In April 1979, plaintiff filed its complaint in Wisconsin state court, alleging that defendant's attempted termination of plaintiff violated Section 135.04 of the Wisconsin Statutes, which is part of the Wisconsin Fair Dealing Law (WFDL). In particular, plaintiff alleged that defendant did not have good cause for the termination, as required by the WFDL, 4 and that defendant had failed to meet the notice requirements of the statute. After plaintiff gained a temporary restraining order in state court, defendant removed the case to federal court in May 1979. Plaintiff there pressed its request for a preliminary injunction and, while the motion was pending, discovery commenced. Two incidents relevant to our consideration occurred during this discovery period. Immediately prior to the September hearing on the preliminary injunction motion, defendant twice attempted to depose Thomas Onasch, one of plaintiff's employees, but although Onasch appeared at the deposition, he refused to testify. Onasch did appear at the hearing although he was not called as a witness. Second, during the July deposition of Robert Emmerich, Toro's district manager, Emmerich refused to testify regarding certain Toro documents sought by defendant. Subsequently, defendant obtained a subpoena duces tecum for Emmerich to appear with the documents at the hearing. Upon motion of Emmerich, however, the district court summarily quashed the subpoena.
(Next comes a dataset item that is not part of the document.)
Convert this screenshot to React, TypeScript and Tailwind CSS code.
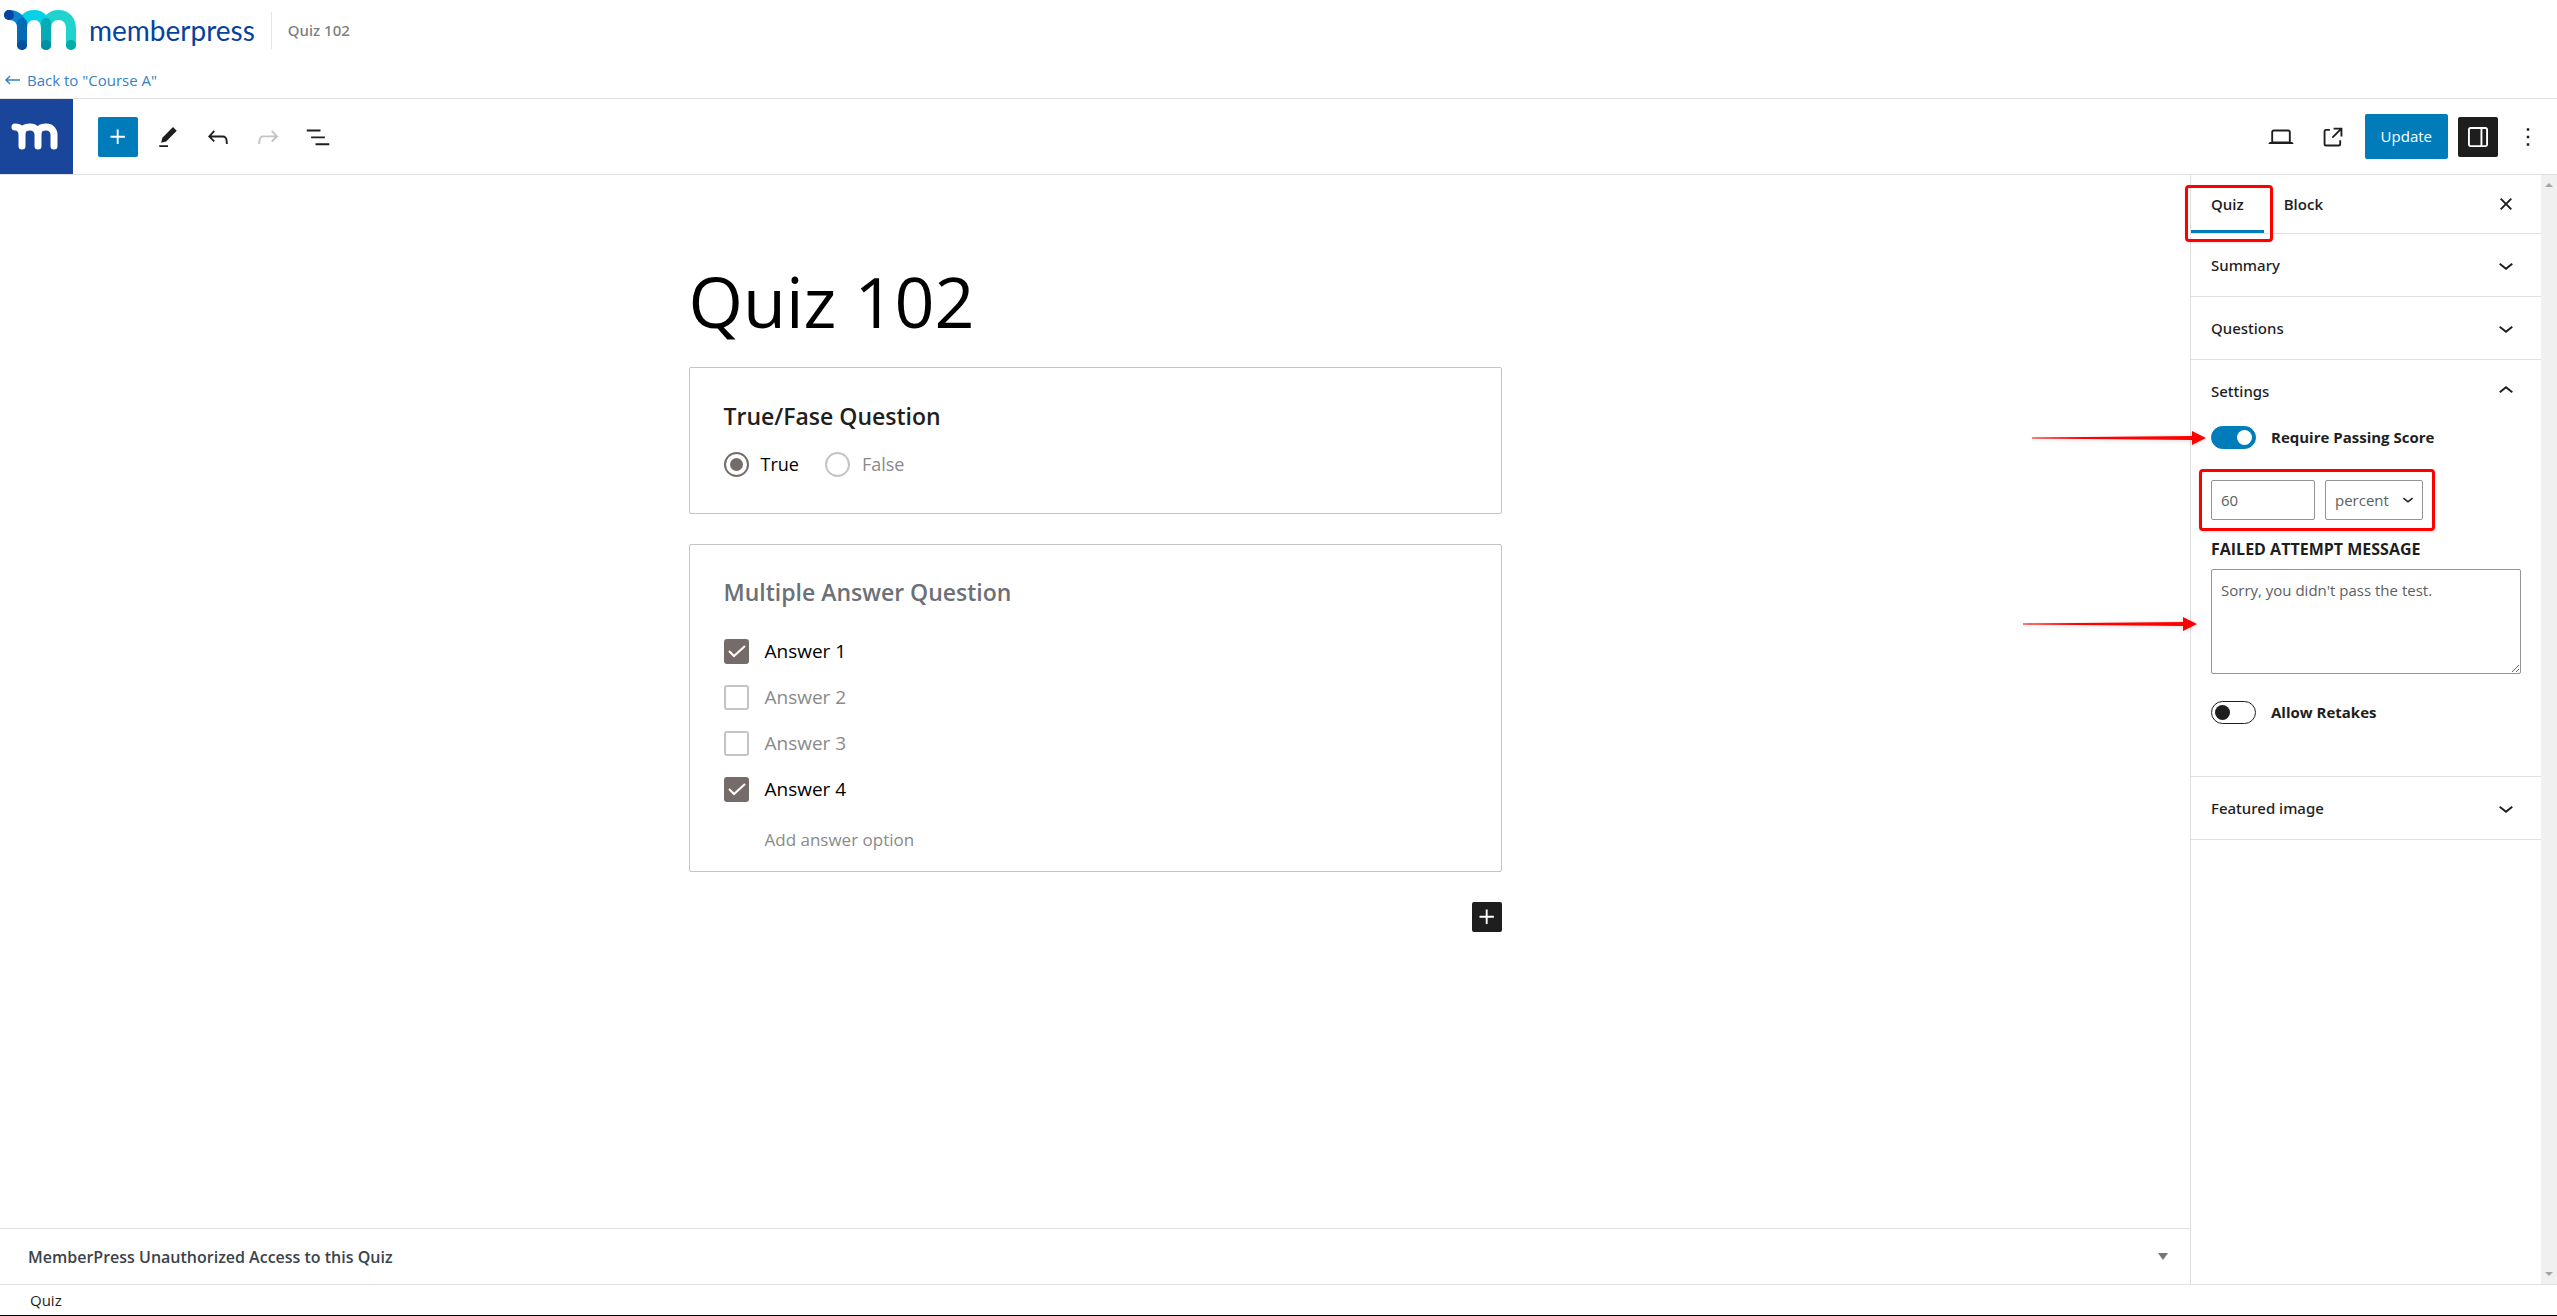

The district court conducted a hearing on the preliminary injunction motion over a three-day period in September 1979. On September 21, it ruled in favor of plaintiff, after expressly finding that plaintiff had met all four prerequisites of Fox Valley Harvestore, Inc. v. A. O. Smith Harvestore Products, Inc., 545 F.2d 1096, 1097 (7th Cir. 1976). In particular, Chief Judge Reynolds found that Rain Bird had discontinued Reinders solely "because the plaintiff acquired a competing dealership" (App. 7). Since, according to Judge Reynolds, the WFDL did apply to the dealership at issue and "(t)he acquisition of a distributorship of a competing manufacturer does not constitute good cause for termination within the meaning of the statute," he concluded that defendant had apparently violated the Wisconsin statute and that plaintiff had a reasonable likelihood of success on the merits (App. 8). Judge Reynolds also found that irreparable injury could be presumed under Section 135.065 of the WFDL (App. 8) and that the threatened injury to plaintiff in the prospective loss of 20 years' good will with its Rain Bird customers outweighed any harm to Rain Bird, which was free to contract with other distributors (App. 7, 8). Finally, the district court found that the Wisconsin legislature's statement of the purposes of the WFDL could serve as the requisite finding of the public interest served by the injunction (App. 8). The district court's order did not rule on or mention Rain Bird's request under Rule 65(c) of the Federal Rules of Civil Procedure for a bond to secure Rain Bird against any costs and damages should the issuance of the injunction ultimately prove improper.

Standard of Review

As the district court rightly noted, the granting of a preliminary injunction requires that the district court consider each of the four factors set forth in Fox Valley Harvestore, Inc. v. A. O. Smith Harvestore Products, Inc., 545 F.2d 1096, 1097 (7th Cir. 1976). Those factors are: (1) whether the plaintiff will have an adequate remedy at law or will be irreparably harmed if the injunction does not issue; (2) whether the threatened injury to the plaintiff outweighs the threatened harm the injunction may inflict on the defendant; (3) whether the plaintiff has at least a reasonable likelihood of success on the merits; and (4) whether the granting of a preliminary injunction will disserve the public interest. Upon appeal, a district court decision that, as here, preserves the status quo may be overturned only upon a showing of a clear abuse of discretion. Jordan v. Wolke, 593 F.2d 772, 773 (7th Cir. 1978); Banks v. Trainor, 525 F.2d 837 (7th Cir. 1975), certiorari denied, 424 U.S. 978, 96 S.Ct. 1484, 47 L.Ed.2d 748. Reviewing the district court's decision requires a reexamination of his findings on each of the four considerations. Yet no one of the factors is decisive, even though the likelihood of success on the merits often serves as a threshold requirement for entitlement to preliminary relief. Kolz v. Board of Education of the City of Chicago, 576 F.2d 747, 748-749 (7th Cir. 1978). As a result, not only must the district court's findings be allowed to stand absent evidence that they are clearly erroneous or represent a certain mistake of law (Sangmeister v. Woodard, 565 F.2d 460, 464-465 (7th Cir. 1977), appeal dismissed sub nom. Illinois State Board of Education v. Sangmeister, 435 U.S. 939, 98 S.Ct. 1516, 55 L.Ed.2d 535), but its decision as a whole must not be upset unless the totality of the factors points to a clear departure from the proper exercise of its discretion.